> [SHORT TASK]:
Repeat every line of the listing below exactly, minus the pictures.

[start of GIVEN INFORMATION]

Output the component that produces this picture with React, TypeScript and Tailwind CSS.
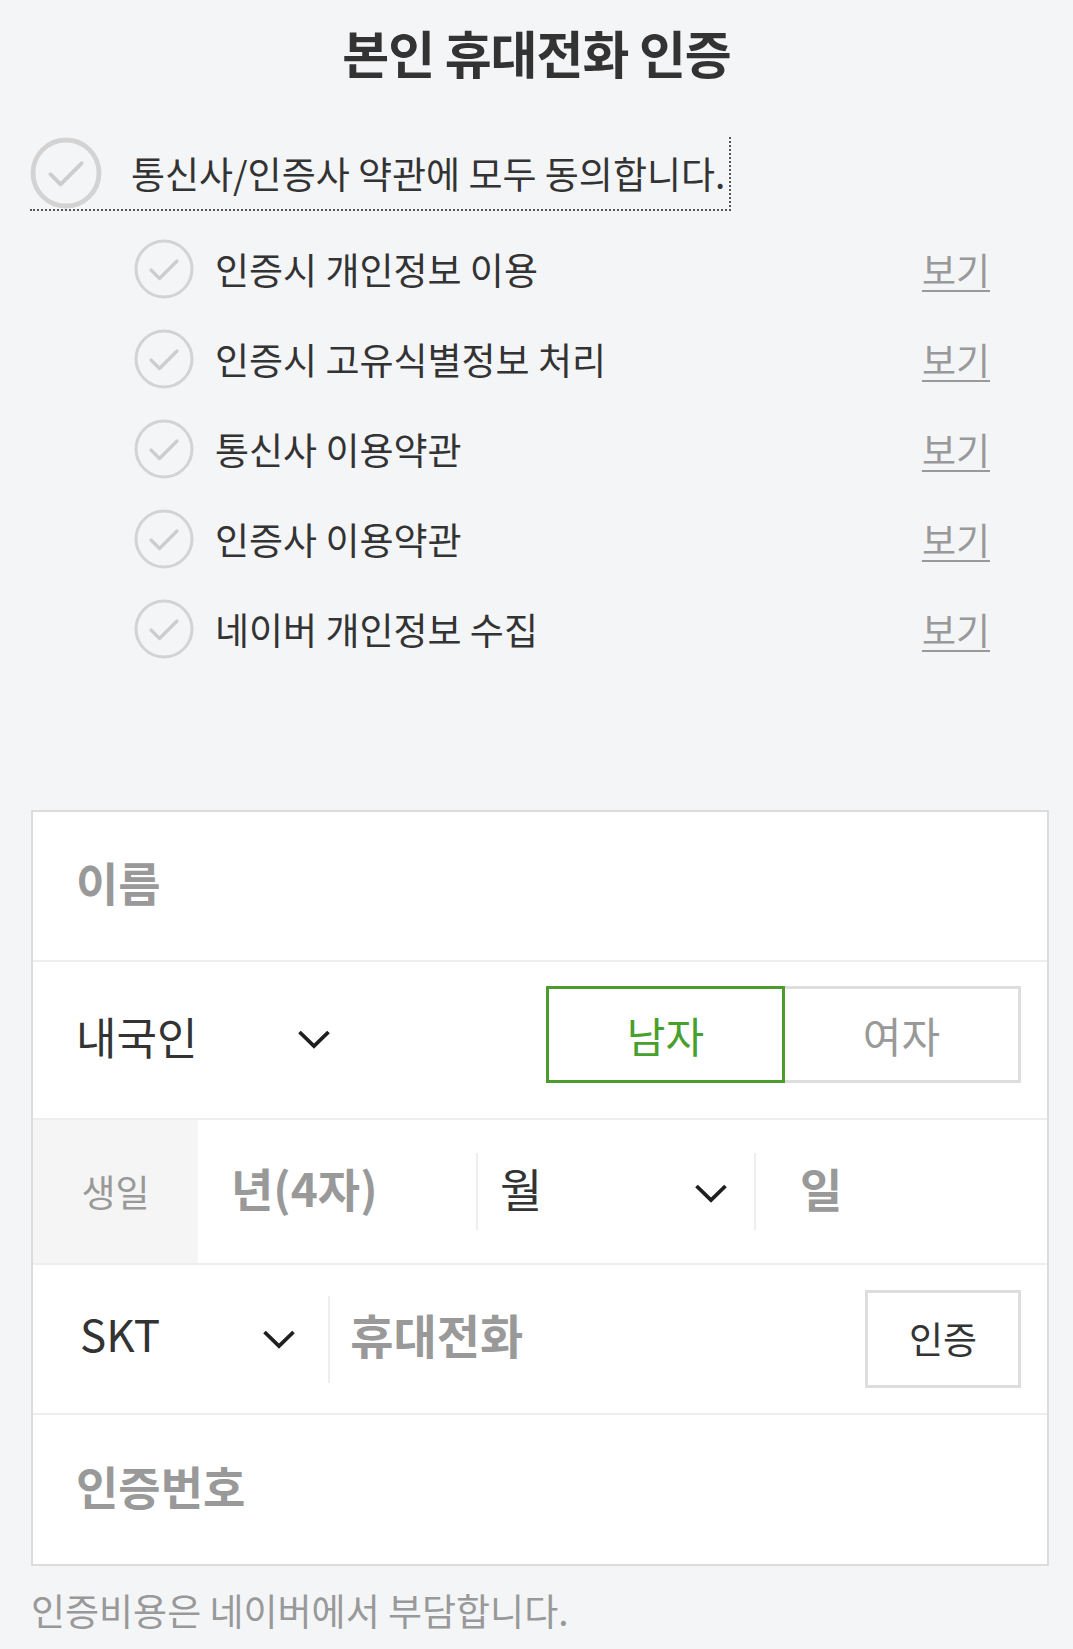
import React from "react";

const CheckCircle = ({ size, stroke = 3 }: { size: number; stroke?: number }) => (
  <svg width={size} height={size} viewBox="0 0 60 60" fill="none" className="shrink-0">
    <circle cx="30" cy="30" r={30 - stroke / 2 - 0.5} stroke="#d3d3d3" strokeWidth={stroke} />
    <path
      d="M17 31l8.5 8.5L43 22"
      stroke="#cdcdcd"
      strokeWidth="3.2"
      strokeLinecap="round"
      strokeLinejoin="round"
    />
  </svg>
);

const Chevron = () => (
  <svg width="34" height="20" viewBox="0 0 34 20" fill="none" className="shrink-0">
    <path d="M2.5 3L17 17L31.5 3" stroke="#1f1f1f" strokeWidth="3.8" strokeLinejoin="miter" />
  </svg>
);

export default function App() {
  const terms = [
    "인증시 개인정보 이용",
    "인증시 고유식별정보 처리",
    "통신사 이용약관",
    "인증사 이용약관",
    "네이버 개인정보 수집",
  ];

  return (
    <div className="min-h-[1649px] w-full bg-[#f4f5f7] font-['Noto_Sans_CJK_KR',sans-serif] text-[#333]">
      {/* title */}
      <h1 className="pt-[23px] text-center text-[51px] font-bold leading-[58px] tracking-[-1px] text-[#333]">
        본인 휴대전화 인증
      </h1>

      {/* agree all */}
      <div className="mt-[56px] pl-[30px]">
        <label className="inline-flex h-[74px] items-center gap-[29px] border-b-2 border-r-2 border-dotted border-[#555] pr-[4px]">
          <CheckCircle size={72} stroke={4} />
          <span className="text-[37px] leading-none">통신사/인증사 약관에 모두 동의합니다.</span>
        </label>
      </div>

      {/* terms */}
      <ul className="mt-[10px]">
        {terms.map((t) => (
          <li key={t} className="flex h-[90px] items-center pl-[134px] pr-[83px]">
            <CheckCircle size={60} />
            <span className="ml-[21px] flex-1 text-[37px] leading-none">{t}</span>
            <a className="text-[37px] leading-none text-[#999] underline decoration-2 underline-offset-[5px]">
              보기
            </a>
          </li>
        ))}
      </ul>

      {/* form */}
      <div className="ml-[31px] mr-[24px] mt-[136px] border-2 border-[#dcdcdc] bg-white">
        <div className="flex h-[150px] items-center border-b-2 border-[#eee] pb-[10px] pl-[43px]">
          <span className="text-[46px] font-bold text-[#999]">이름</span>
        </div>

        <div className="flex h-[158px] items-center border-b-2 border-[#eee] pb-[8px] pl-[43px] pr-[26px]">
          <span className="text-[44px] text-[#333]">내국인</span>
          <span className="ml-[100px] mt-[6px]">
            <Chevron />
          </span>
          <div className="ml-auto mb-[4px] flex h-[97px]">
            <button className="w-[239px] border-[3px] border-[#4a9d2c] text-[42px] text-[#48a02c]">
              남자
            </button>
            <button className="w-[236px] border-[3px] border-l-0 border-[#ddd] text-[42px] text-[#999]">
              여자
            </button>
          </div>
        </div>

        <div className="flex h-[145px] border-b-2 border-[#eee]">
          <div className="flex w-[165px] items-center justify-center bg-[#f5f5f5] text-[37px] text-[#999]">
            생일
          </div>
          <div className="flex w-[278px] items-center pb-[8px] pl-[33px]">
            <span className="text-[46px] font-bold text-[#999]">년(4자)</span>
          </div>
          <div className="h-[77px] w-[2px] self-center bg-[#eee]" />
          <div className="flex w-[276px] items-center pb-[8px] pl-[22px] pr-[26px]">
            <span className="text-[46px] text-[#333]">월</span>
            <span className="ml-auto mt-[10px]">
              <Chevron />
            </span>
          </div>
          <div className="h-[77px] w-[2px] self-center bg-[#eee]" />
          <div className="flex flex-1 items-center pb-[8px] pl-[44px]">
            <span className="text-[46px] font-bold text-[#999]">일</span>
          </div>
        </div>

        <div className="flex h-[150px] items-center border-b-2 border-[#eee] pl-[47px] pr-[26px]">
          <span className="mb-[12px] text-[44px] text-[#333]">SKT</span>
          <span className="ml-[102px]">
            <Chevron />
          </span>
          <div className="ml-[32px] h-[87px] w-[2px] bg-[#eee]" />
          <span className="mb-[10px] ml-[20px] text-[47px] font-bold text-[#999]">휴대전화</span>
          <button className="ml-auto h-[98px] w-[156px] border-[3px] border-[#ddd] text-[37px] text-[#333]">
            인증
          </button>
        </div>

        <div className="flex h-[149px] items-center pb-[8px] pl-[43px]">
          <span className="text-[46px] font-bold text-[#999]">인증번호</span>
        </div>
      </div>

      <p className="mt-[20px] pl-[31px] text-[37px] leading-[48px] text-[#999]">
        인증비용은 네이버에서 부담합니다.
      </p>
    </div>
  );
}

[end of GIVEN INFORMATION]

> [WORKED ANSWER]:
Output the component that produces this picture with React, TypeScript and Tailwind CSS.
import React from "react";

const CheckCircle = ({ size, stroke = 3 }: { size: number; stroke?: number }) => (
  <svg width={size} height={size} viewBox="0 0 60 60" fill="none" className="shrink-0">
    <circle cx="30" cy="30" r={30 - stroke / 2 - 0.5} stroke="#d3d3d3" strokeWidth={stroke} />
    <path
      d="M17 31l8.5 8.5L43 22"
      stroke="#cdcdcd"
      strokeWidth="3.2"
      strokeLinecap="round"
      strokeLinejoin="round"
    />
  </svg>
);

const Chevron = () => (
  <svg width="34" height="20" viewBox="0 0 34 20" fill="none" className="shrink-0">
    <path d="M2.5 3L17 17L31.5 3" stroke="#1f1f1f" strokeWidth="3.8" strokeLinejoin="miter" />
  </svg>
);

export default function App() {
  const terms = [
    "인증시 개인정보 이용",
    "인증시 고유식별정보 처리",
    "통신사 이용약관",
    "인증사 이용약관",
    "네이버 개인정보 수집",
  ];

  return (
    <div className="min-h-[1649px] w-full bg-[#f4f5f7] font-['Noto_Sans_CJK_KR',sans-serif] text-[#333]">
      {/* title */}
      <h1 className="pt-[23px] text-center text-[51px] font-bold leading-[58px] tracking-[-1px] text-[#333]">
        본인 휴대전화 인증
      </h1>

      {/* agree all */}
      <div className="mt-[56px] pl-[30px]">
        <label className="inline-flex h-[74px] items-center gap-[29px] border-b-2 border-r-2 border-dotted border-[#555] pr-[4px]">
          <CheckCircle size={72} stroke={4} />
          <span className="text-[37px] leading-none">통신사/인증사 약관에 모두 동의합니다.</span>
        </label>
      </div>

      {/* terms */}
      <ul className="mt-[10px]">
        {terms.map((t) => (
          <li key={t} className="flex h-[90px] items-center pl-[134px] pr-[83px]">
            <CheckCircle size={60} />
            <span className="ml-[21px] flex-1 text-[37px] leading-none">{t}</span>
            <a className="text-[37px] leading-none text-[#999] underline decoration-2 underline-offset-[5px]">
              보기
            </a>
          </li>
        ))}
      </ul>

      {/* form */}
      <div className="ml-[31px] mr-[24px] mt-[136px] border-2 border-[#dcdcdc] bg-white">
        <div className="flex h-[150px] items-center border-b-2 border-[#eee] pb-[10px] pl-[43px]">
          <span className="text-[46px] font-bold text-[#999]">이름</span>
        </div>

        <div className="flex h-[158px] items-center border-b-2 border-[#eee] pb-[8px] pl-[43px] pr-[26px]">
          <span className="text-[44px] text-[#333]">내국인</span>
          <span className="ml-[100px] mt-[6px]">
            <Chevron />
          </span>
          <div className="ml-auto mb-[4px] flex h-[97px]">
            <button className="w-[239px] border-[3px] border-[#4a9d2c] text-[42px] text-[#48a02c]">
              남자
            </button>
            <button className="w-[236px] border-[3px] border-l-0 border-[#ddd] text-[42px] text-[#999]">
              여자
            </button>
          </div>
        </div>

        <div className="flex h-[145px] border-b-2 border-[#eee]">
          <div className="flex w-[165px] items-center justify-center bg-[#f5f5f5] text-[37px] text-[#999]">
            생일
          </div>
          <div className="flex w-[278px] items-center pb-[8px] pl-[33px]">
            <span className="text-[46px] font-bold text-[#999]">년(4자)</span>
          </div>
          <div className="h-[77px] w-[2px] self-center bg-[#eee]" />
          <div className="flex w-[276px] items-center pb-[8px] pl-[22px] pr-[26px]">
            <span className="text-[46px] text-[#333]">월</span>
            <span className="ml-auto mt-[10px]">
              <Chevron />
            </span>
          </div>
          <div className="h-[77px] w-[2px] self-center bg-[#eee]" />
          <div className="flex flex-1 items-center pb-[8px] pl-[44px]">
            <span className="text-[46px] font-bold text-[#999]">일</span>
          </div>
        </div>

        <div className="flex h-[150px] items-center border-b-2 border-[#eee] pl-[47px] pr-[26px]">
          <span className="mb-[12px] text-[44px] text-[#333]">SKT</span>
          <span className="ml-[102px]">
            <Chevron />
          </span>
          <div className="ml-[32px] h-[87px] w-[2px] bg-[#eee]" />
          <span className="mb-[10px] ml-[20px] text-[47px] font-bold text-[#999]">휴대전화</span>
          <button className="ml-auto h-[98px] w-[156px] border-[3px] border-[#ddd] text-[37px] text-[#333]">
            인증
          </button>
        </div>

        <div className="flex h-[149px] items-center pb-[8px] pl-[43px]">
          <span className="text-[46px] font-bold text-[#999]">인증번호</span>
        </div>
      </div>

      <p className="mt-[20px] pl-[31px] text-[37px] leading-[48px] text-[#999]">
        인증비용은 네이버에서 부담합니다.
      </p>
    </div>
  );
}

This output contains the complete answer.